The much-hyped, sold-out show was simulcast over KSAN FM radio. "I don't believe this is really happening folks," said one of the announcers as the band took the stage. It was in a haze of hype, and not much glory, that the Pistols made their way to America. Most of the media attention focused on the tabloid fodder associated with that evil "punk rock" music that was set to destroy children everywhere.

The Pistols' manager, the legendary Malcolm McLaren, thought the best plan of attack was to avoid major markets like New York City and Los Angeles, and instead, hit the deep South. The tour made stops in Atlanta, Memphis, San Antonio, Baton Rouge, Dallas, and Tulsa. San Fransisco was the only date on the tour that could have provided an audience tuned into the band. But, this was McLaren's plan, figuring he would get more media mileage out of putting the band in this somewhat surreal setting. This worked to a much lesser degree than he would have hoped, in the pre-internet world of 35 years ago.

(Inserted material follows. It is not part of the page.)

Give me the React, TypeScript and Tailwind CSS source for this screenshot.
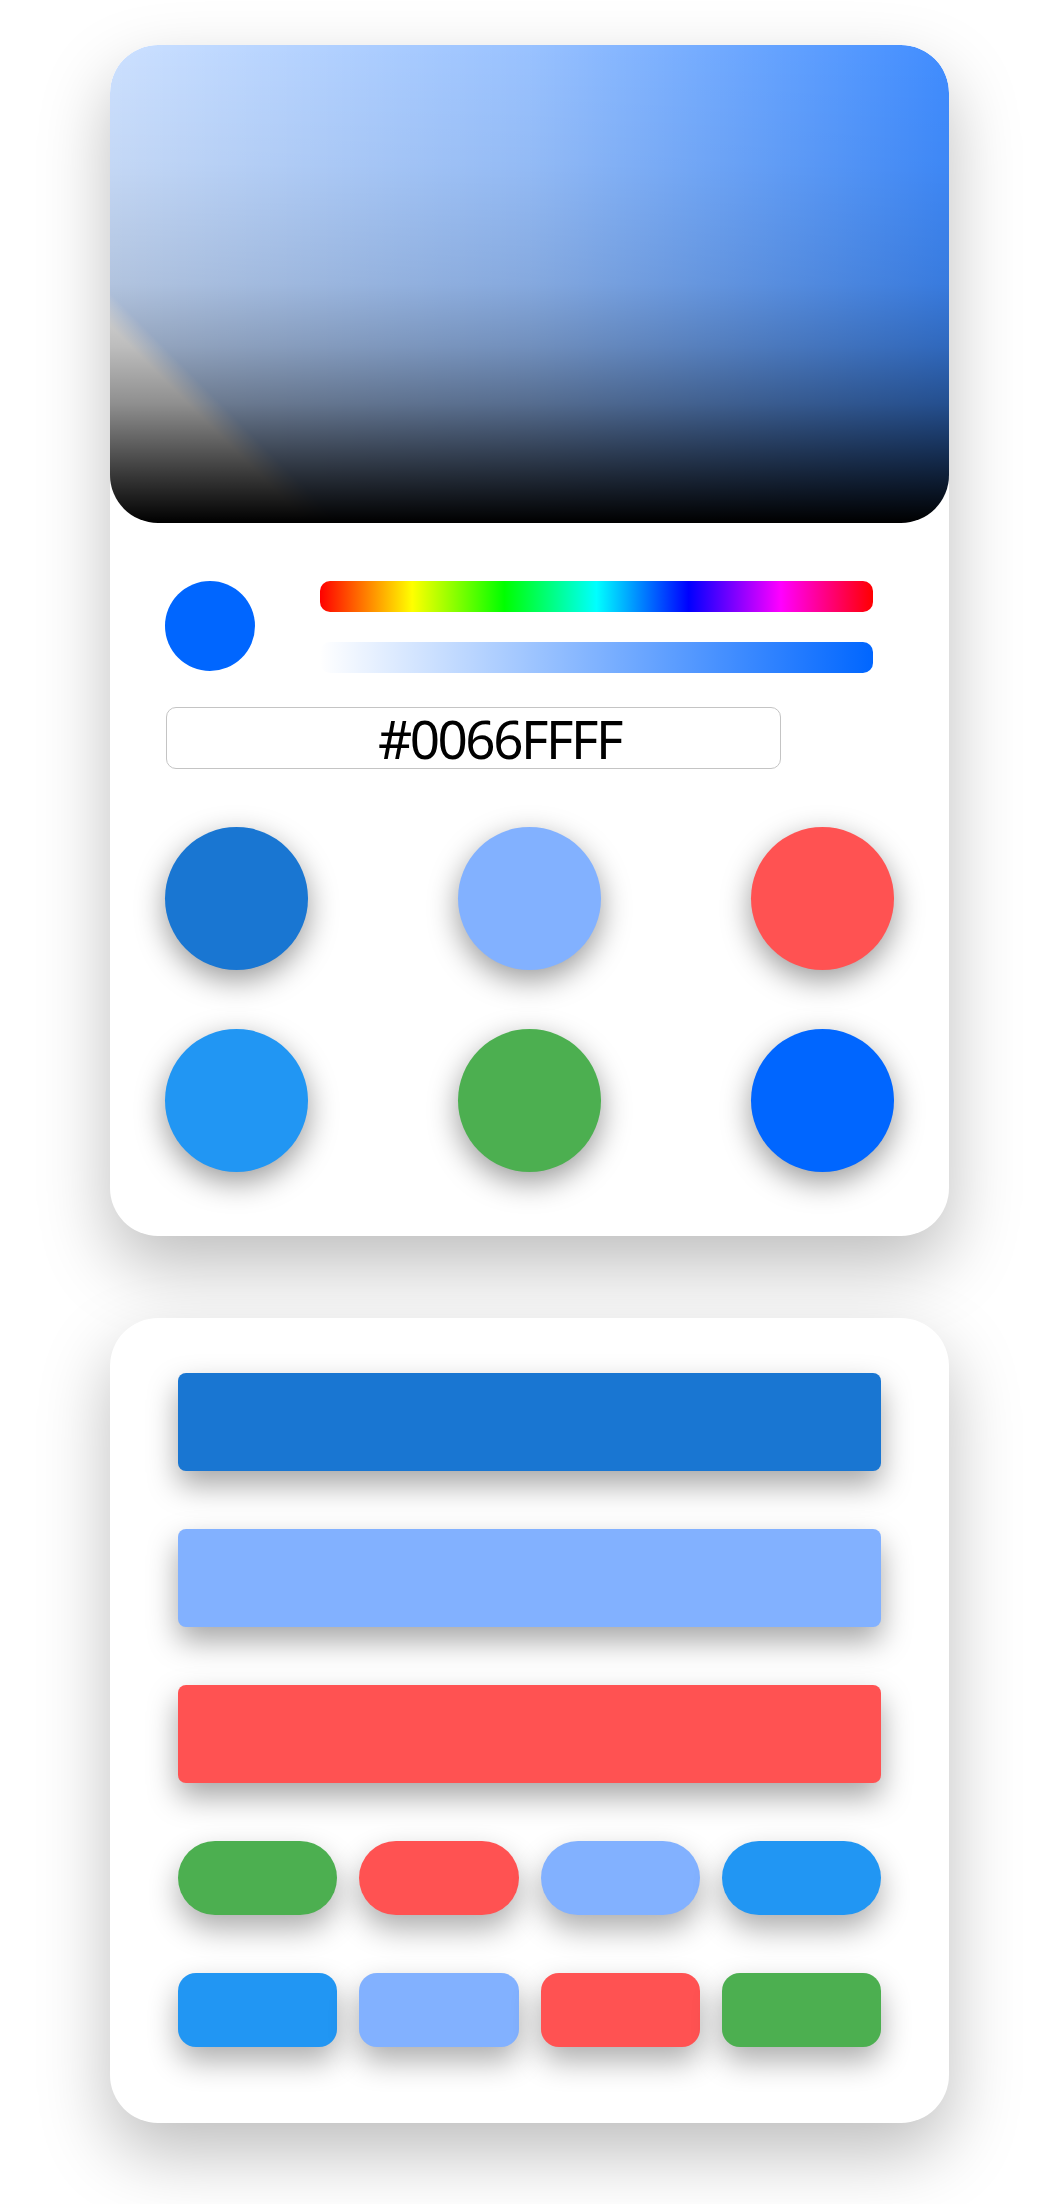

The evening kicked off with sets by two of San Francisco's finest of the era -- the Avengers and the Nuns -- before the Sex Pistols took the stage. "Welcome to London!" spat Johnny Rotten as the band launched into a suitably visceral 'God Save The Queen.'

Throughout the entire show, Rotten was in fine form, looking equally amused and angry while delivering the goods. "If you can put up with that, you can put up with anything," he even said in bit of self-defacing humor. Steve Jones and Paul Cook held their own, but the disaster that was Sid Vicious floundered rampantly on the bass (after all, it was his second instrument of choice, just behind the syringe). Though not a total disaster, the band failed to live up to the hype that preceded them. They were figuratively at death's door when the tour started, and San Francisco was the final nail in the coffin.

During the sole encore of the evening, a very loose version of the Stooges classic 'No Fun,' Rotten laid his feelings out, revamping the lyrics a bit. "This is no fun. No fun. This is no fun at all. No fun," he sang, sounding like he meant every word. "I felt cheated, and I wasn't going on with it any longer; it was a ridiculous farce," he wrote in his autobiography 'Rotten: No Irish, No Blacks, No Dog', "The whole thing was a joke at that point."

Rotten would leave the band before returning to the UK, and form the groundbreaking Public Image Limited in an attempt to distance himself from the entire punk scene.